Aucune discussion sur la soumission à l’autorité ne saurait être complète sans évoquer les travaux du psychologue social Stanley Milgram. Dans ses célèbres expériences menées dans les années 1960, il a démontré de façon saisissante à quel point des individus ordinaires étaient capables d’infliger des souffrances à autrui sur ordre d’une figure d’autorité perçue comme légitime.

Le mécanisme clé qu’il a mis en lumière est le passage de l’état autonome à l’état agentique. Milgram explique que pour fonctionner en société, les individus acceptent de renoncer à une part de leur autonomie au profit d’une structure hiérarchique. Dans cet « état agentique », la personne se perçoit comme un simple exécutant au service de l’autorité. Sa moralité personnelle s’efface alors au profit d’un sentiment de devoir envers celle qui commande. Comme le décrit l’analyse de son travail, l’individu opère une « démission de la conscience morale » et devient capable de poser des actes qu’il n’aurait jamais commis de sa propre initiative.

Dans les conditions les plus fortes de son expérience, près de 65% des participants sont allés jusqu’à infliger ce qu’ils croyaient être des décharges électriques potentiellement mortelles, simplement parce qu’un expérimentateur en blouse blanche les y encourageait.

Les visages multiples de la soumission

La soumission volontaire peut prendre plusieurs formes qui éclairent la complexité du phénomène :

· La soumission consciente : Un acte délibéré où l’individu, en pleine connaissance de cause, renonce à son pouvoir pour se conformer à une attente ou une norme sociale.

· La soumission inconsciente : Probablement la plus insidieuse, elle découle d’un conditionnement antérieur ou de traumatismes non résolus. La personne n’a même pas conscience qu’elle adopte une posture de subordination. Ce type de soumission remonte le plus souvent à la petite enfance et s’appuie sur des mécanismes de culpabilité et d’autosabotage.

· La pseudo-soumission : Une forme de résistance passive-agressive où l’individu semble obéir tout en sabotant discrètement les directives de la figure d’autorité.

Du laboratoire à la vie réelle : où se niche la soumission volontaire ?

Ces mécanismes ne sont pas que des curiosités de laboratoire. Ils opèrent dans notre vie de tous les jours :

· Dans l’entreprise : Les modèles de management modernes, comme le décrit le psychiatre Christophe Dejours, peuvent encourager une forme d’« auto-autorité » où le salarié est incité à intérioriser lui-même les contraintes et les objectifs de l’entreprise. La menace de licenciement, vécue comme une « mort sociale », réactive des angoisses archaïques qui renforcent la soumission.(cf « souffrance au travail »)
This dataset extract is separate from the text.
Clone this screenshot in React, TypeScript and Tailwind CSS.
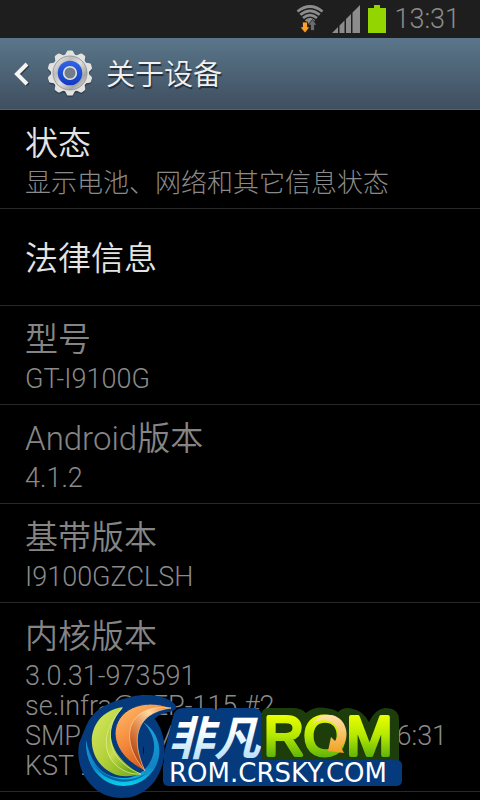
import { useId } from 'react'

type Pref = { title: string; lines?: string[]; cjk?: boolean; enabled?: boolean }

const PREFS: Pref[] = [
  { title: '状态', lines: ['显示电池、网络和其它信息状态'], cjk: true, enabled: true },
  { title: '法律信息', enabled: true },
  { title: '型号', lines: ['GT-I9100G'] },
  { title: 'Android版本', lines: ['4.1.2'] },
  { title: '基带版本', lines: ['I9100GZCLSH'] },
  { title: '内核版本', lines: ['3.0.31-973591', 'se.infra@SEP-115 #2', 'SMP PREEMPT Wed Jan 9 16:36:31', 'KST 2013'] },
]

function WifiIcon() {
  return (
    <svg width="28" height="28" viewBox="0 0 28 28" fill="none" aria-hidden="true">
      <g stroke="#8c8c8c" strokeWidth="2.7">
        <path d="M1.5 6.5Q14 -3.5 26.5 6.5" />
        <path d="M4.3 9.8Q14 2 23.7 9.8" />
        <path d="M7 13Q14 7.2 21 13" />
      </g>
      <path d="M8.8 15.3Q14 10.3 19.2 15.3L14 20Z" fill="#8c8c8c" />
      <path d="M6.5 17h5v5h2.5L9 28l-5-6h2.5Z" fill="#ffa026" stroke="#1e1e1e" strokeWidth="0.8" />
      <path d="M14.5 25.5v-5.5h-2.5l4.5-5.500 4.500 5.500h-2.500v5.500Z" fill="#6c6c6c" stroke="#1e1e1e" strokeWidth="0.8" />
    </svg>
  )
}

function SignalIcon() {
  return (
    <svg width="28" height="28" viewBox="0 0 28 28" fill="#8c8c8c" aria-hidden="true">
      <path d="M0 28L6 22V28ZM7.500 20.500L12.500 15.500V28H7.500ZM14 14L19 9V28H14ZM20.500 7.500L28 0V28H20.500Z" />
    </svg>
  )
}

function BatteryIcon() {
  return (
    <svg width="18" height="28" viewBox="0 0 18 28" fill="#93d500" aria-hidden="true">
      <path d="M6 0h6v3h6v25H0V3h6Z" />
    </svg>
  )
}

function GearIcon() {
  const id = useId()
  const teeth = Array.from({ length: 10 }, (_, i) => i * 36)
  const tooth = 'M17.500 6L19.800 1.600Q20.300 0.400 21.500 0.400H24.500Q25.700 0.400 26.200 1.600L28.500 6Z'
  return (
    <svg width="46" height="48" viewBox="0 0 46 48" aria-hidden="true">
      <defs>
        <linearGradient id={`${id}m`} x1="0" y1="0" x2="1" y2="1">
          <stop offset="0" stopColor="#f6f6f6" />
          <stop offset="0.3" stopColor="#bdbdbd" />
          <stop offset="0.5" stopColor="#dedede" />
          <stop offset="0.75" stopColor="#a5a5a5" />
          <stop offset="1" stopColor="#f2f2f2" />
        </linearGradient>
        <linearGradient id={`${id}b`} x1="0" y1="0" x2="0" y2="1">
          <stop offset="0" stopColor="#3464e4" />
          <stop offset="1" stopColor="#0f3bc4" />
        </linearGradient>
      </defs>
      <g fill="#26323d" opacity="0.6" transform="translate(0 1.5)">
        <circle cx="23" cy="23" r="19.500" />
        {teeth.map((a) => (
          <path key={a} d={tooth} transform={`rotate(${a} 23 23)`} />
        ))}
      </g>
      <g fill="#e2e2e0">
        <circle cx="23" cy="23" r="19" />
        {teeth.map((a) => (
          <path key={a} d={tooth} transform={`rotate(${a} 23 23)`} />
        ))}
      </g>
      <circle cx="23" cy="23" r="17" fill={`url(#${id}m)`} stroke="#8b8b8b" strokeWidth="0.8" />
      <circle cx="23" cy="23" r="12.300" fill={`url(#${id}b)`} />
      <circle cx="23" cy="23" r="6.300" fill="#717d87" stroke="#e2e4e8" strokeWidth="1.600" />
    </svg>
  )
}

function RomLogo() {
  return (
    <svg width="330" height="110" viewBox="74 690 330 110" role="img" aria-label="非凡ROM ROM.CRSKY.COM">
      <defs>
        <linearGradient id="lime" x1="0" y1="0" x2="1" y2="1">
          <stop offset="0" stopColor="#d9ea62" />
          <stop offset="0.5" stopColor="#b3d13b" />
          <stop offset="1" stopColor="#6fa51c" />
        </linearGradient>
        <linearGradient id="limeLight" x1="0" y1="0" x2="0.6" y2="1">
          <stop offset="0" stopColor="#9fc52e" />
          <stop offset="0.6" stopColor="#c6dc4c" />
          <stop offset="1" stopColor="#6ba31a" />
        </linearGradient>
        <linearGradient id="orange" x1="0" y1="0" x2="0.6" y2="1">
          <stop offset="0" stopColor="#ffc070" />
          <stop offset="0.5" stopColor="#f58b3c" />
          <stop offset="1" stopColor="#c9531a" />
        </linearGradient>
        <linearGradient id="peach" x1="1" y1="0" x2="0.3" y2="1">
          <stop offset="0" stopColor="#f2761f" />
          <stop offset="0.3" stopColor="#ffd9a0" />
          <stop offset="0.6" stopColor="#e58a4a" />
          <stop offset="1" stopColor="#a93808" />
        </linearGradient>
        <linearGradient id="cyan" x1="0" y1="0" x2="0" y2="1">
          <stop offset="0" stopColor="#16a6e0" />
          <stop offset="0.7" stopColor="#1083c4" />
          <stop offset="1" stopColor="#06d3ea" />
        </linearGradient>
        <linearGradient id="green" gradientUnits="userSpaceOnUse" x1="0" y1="715" x2="0" y2="757">
          <stop offset="0" stopColor="#eaff00" />
          <stop offset="0.5" stopColor="#b4e800" />
          <stop offset="1" stopColor="#5fb40c" />
        </linearGradient>
        <linearGradient id="ice" gradientUnits="userSpaceOnUse" x1="0" y1="714" x2="0" y2="760">
          <stop offset="0.3" stopColor="#ffffff" />
          <stop offset="1" stopColor="#b5e0fa" />
        </linearGradient>
        <linearGradient id="gold" x1="0" y1="0" x2="0" y2="1">
          <stop offset="0" stopColor="#ffe3ac" />
          <stop offset="1" stopColor="#f0a01e" />
        </linearGradient>
      </defs>

      {/* navy plate behind the swirl and the words */}
      <g fill="#053a7c" stroke="#053a7c" strokeLinejoin="round">
        <path
          fillRule="evenodd"
          strokeWidth="8"
          d="M90 727C98 708 120 704 124 703C140 697 162 697 172 707C160 709 152 714 150 719C172 745 158 794 122 794C94 794 79 768 83 744ZM143 732C150 745 149 760 144 767C138 756 138 743 143 732Z"
        />
        <path strokeWidth="6" d="M167 754L176 717Q177 711 183 711H212Q216 715 220 711H253Q259 711 259 717L264 764H167Z" />
      </g>

      <path d="M86 740C84 775 115 796 142 781C166 766 164 735 143 722C166 745 150 776 126 778C104 779 91 765 86 740Z" fill="url(#cyan)" />
      <path d="M94 764C104 784 133 788 149 771C134 784 108 782 94 764Z" fill="#0b62ac" />
      <path d="M123 707C84 713 83 759 112 773C121 778 133 776 141 774C113 760 99 731 123 707Z" fill="url(#lime)" />
      <path d="M122 708C101 731 109 762 141 774C118 776 87 749 122 708Z" fill="url(#limeLight)" stroke="#e4f09a" strokeWidth="0.7" />
      <path d="M171 708C143 697 115 710 115 734C116 752 131 764 145 771C128 741 132 711 171 708Z" fill="url(#orange)" stroke="#053a7c" strokeWidth="1" />
      <path d="M171 708C128 703 117 738 145 771C131 741 134 713 171 708Z" fill="url(#peach)" stroke="#ffe0b0" strokeWidth="0.6" />

      <text x="168" y="755" fontSize="46" fontWeight="700" fontStyle="italic" fontFamily="Noto Sans CJK SC, sans-serif" fill="url(#ice)">非凡</text>

      <path
        d="M268 708H293Q301 708 306 713Q315 706 326 708Q334 709 338 712Q344 706 353 709Q363 711 369 722Q375 709 385 708Q399 708 399 720V762H261V718Q261 708 268 708Z"
        fill="#1d3d0b"
      />
      <text
        x="264"
        y="755"
        fontSize="55"
        fontWeight="400"
        fontFamily="Liberation Sans, sans-serif"
        fill="url(#green)"
        stroke="url(#green)"
        strokeWidth="4"
        strokeLinejoin="round"
      >
        ROM
      </text>
      <path d="M312 725C318 711 338 712 344 724C349 734 346 743 341 747L344 753L328 751L331 737L335 741C340 734 338 725 331 722C324 719 316 720 312 725Z" fill="url(#gold)" />

      <rect x="163" y="760" width="239" height="26" rx="5" fill="#053a7c" />
      <text x="169" y="782" fontSize="26" fontWeight="400" fontFamily="DejaVu Sans, sans-serif" fill="#ffffff">ROM.CRSKY.COM</text>
    </svg>
  )
}

function PrefRow({ title, lines, cjk, enabled }: Pref) {
  return (
    <li
      className={`flex flex-col gap-1 border-b border-[#282828] px-[25px] pt-[14px] pb-[10px] ${lines ? '' : 'min-h-[97px] justify-center'} ${enabled ? 'text-[#e4e4e4]' : 'text-[#858585]'}`}
    >
      <h2 className="text-[33px] leading-10 font-[350]">{title}</h2>
      {lines && (
        <div className={`leading-[30px] text-[#8a8a8a] ${cjk ? 'text-[26px]' : 'text-[27px]'}`}>
          {lines.map((line) => (
            <p key={line} className="whitespace-nowrap">{line}</p>
          ))}
        </div>
      )}
    </li>
  )
}

export default function App() {
  return (
    <div className="relative min-h-screen overflow-hidden bg-black font-[Roboto,'Noto_Sans_CJK_SC',sans-serif] font-light">
      <div className="flex h-[38px] items-center justify-end gap-2 bg-[#1e1e1e] pr-5 text-[#8c8c8c]">
        <WifiIcon />
        <SignalIcon />
        <BatteryIcon />
        <time className="text-[27px] leading-8">13:31</time>
      </div>

      <header className="flex h-[72px] items-center border-b border-[#4a6578] bg-linear-to-b from-[#5b768b] to-[#3e4f60] pl-[13px]">
        <button type="button" aria-label="返回" className="flex items-center gap-4">
          <svg width="18" height="24" viewBox="0 0 18 24" fill="none" aria-hidden="true">
            <path d="M15 3L5 13L15 23" stroke="#2a3642" strokeWidth="4" />
            <path d="M14 2L4 12L14 22" stroke="#f4f4f4" strokeWidth="4" />
          </svg>
          <GearIcon />
        </button>
        <h1 className="pt-[2px] pl-[13px] text-[29px] leading-10 font-[350] text-[#f0f0f0] [text-shadow:1px_2px_1px_#222c36]">关于设备</h1>
      </header>

      <ul>
        {PREFS.map((p) => (
          <PrefRow key={p.title} {...p} />
        ))}
      </ul>

      {/* site badge floats over the list */}
      <div className="pointer-events-none absolute top-[690px] left-[74px]">
        <RomLogo />
      </div>
    </div>
  )
}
· Dans les relations interpersonnelles : La soumission peut s’installer dans des relations déséquilibrées, que ce soit dans la sphère privée (abus domestique) ou professionnelle (harcèlement moral).

· Dans l’adhésion aux médias et aux leaders : La légitimité « charismatique » décrite par le sociologue Max Weber, où la soumission est basée sur les qualités extraordinaires attribuées à un leader, est un terreau fertile pour la soumission volontaire.

Comment développer un rapport plus conscient à l’autorité ?

Prendre conscience de ces mécanismes est la première étape pour retrouver son autonomie. Plusieurs stratégies peuvent être mises en place :

· Renforcer l’auto-assertivité : Apprendre à exprimer ses besoins, ses opinions et ses limites de façon claire et respectueuse, sans crainte du conflit.

· Développer sa pensée critique : Apprendre à remettre en question les informations et les ordres, à analyser le bien-fondé d’une demande et à considérer les alternatives.

· Rechercher un soutien : Que ce soit par le coaching, qui peut aider à identifier les comportements de soumission et à développer des outils pratiques, ou par une approche thérapeutique pour travailler sur l’estime de soi et les conditionnements profonds.

Entre nécessité sociale et aliénation personnelle

La soumission volontaire est une facette incontournable de la vie en société. Elle permet la coopération et l’ordre, mais devient problématique lorsqu’elle nous amène à renier notre intégrité, notre raison et nos valeurs. Des travaux de Stanley Milgram sur l’obéissance à l’autorité aux analyses plus contemporaines sur le management, la psychologie nous offre des clés précieuses pour comprendre ce qui nous pousse à obéir. En comprenant ces mécanismes – qu’ils soient conscients, inconscients ou le fruit d’un état agentique – nous pouvons cultiver un rapport plus lucide et plus libre à l’autorité, apprenant à discerner quand la soumission est une adaptation sociale « nécessaire » et quand elle devient une aliénation volontaire.